As the US continues to pressure North Korea to denuclearize, China appears to be adding to that pressure while pursuing its own national interests.

Moreover, the UN has made it impossible for North Korean workers overseas to renew their visas and prevented new workers from going abroad through Resolutions 2371 and 2375 in 2017. This has given China a pretext to follow the UN sanctions on North Korea to the letter.

North Korean women workers at the customs office in Dandong
North Korean women workers at the customs office in Dandong. image: Daily NK

The sudden restrictions on North Korean sojourn periods in China have led to stunned reactions among North Korean workers in China.

“North Koreans who received visas have had to pay a lot in bribes to get them, but now they have to return home. They can’t earn much in just a week’s time,” a North Korean workers in China told Daily NK.

“Everyone’s really angry and frustrated. We couldn’t foresee China doing something like this to us.”
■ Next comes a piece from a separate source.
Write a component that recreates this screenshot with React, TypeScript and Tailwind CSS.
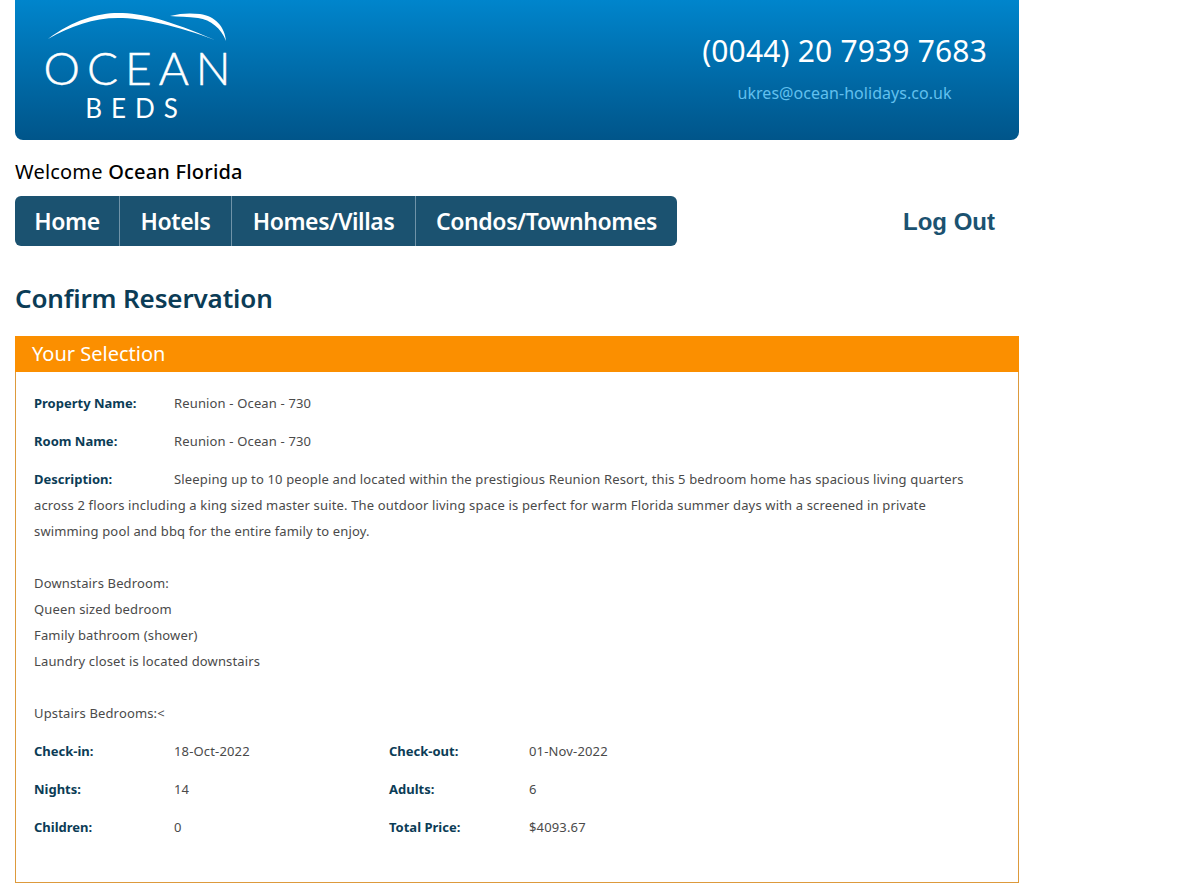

“All the restaurant and trade company workers in Dandong were worried after the failure of the second US-DPRK summit,” he added. “The Chinese authorities seem to be sending us all back to North Korea to improve their relations with the US because of the US-China trade war.”

The UN passed Resolution 2397 in 2017. The resolution demands that all North Korean workers abroad return home by the end of 2019.

Meanwhile, North Korean workers in China are in a state of considerable unrest as news of the Chinese restrictions on sojourn periods has spread.

“I had hoped that we wouldn’t be sent back if the US-DPRK summit was successful, but I’ve totally abandoned all hope after hearing about what’s happened in Dandong,” a North Korean official managing North Korean workers in China’s Jilin Province said.

“Workers who have heard about it are already packing to return home and are even buying things in Chinese markets.”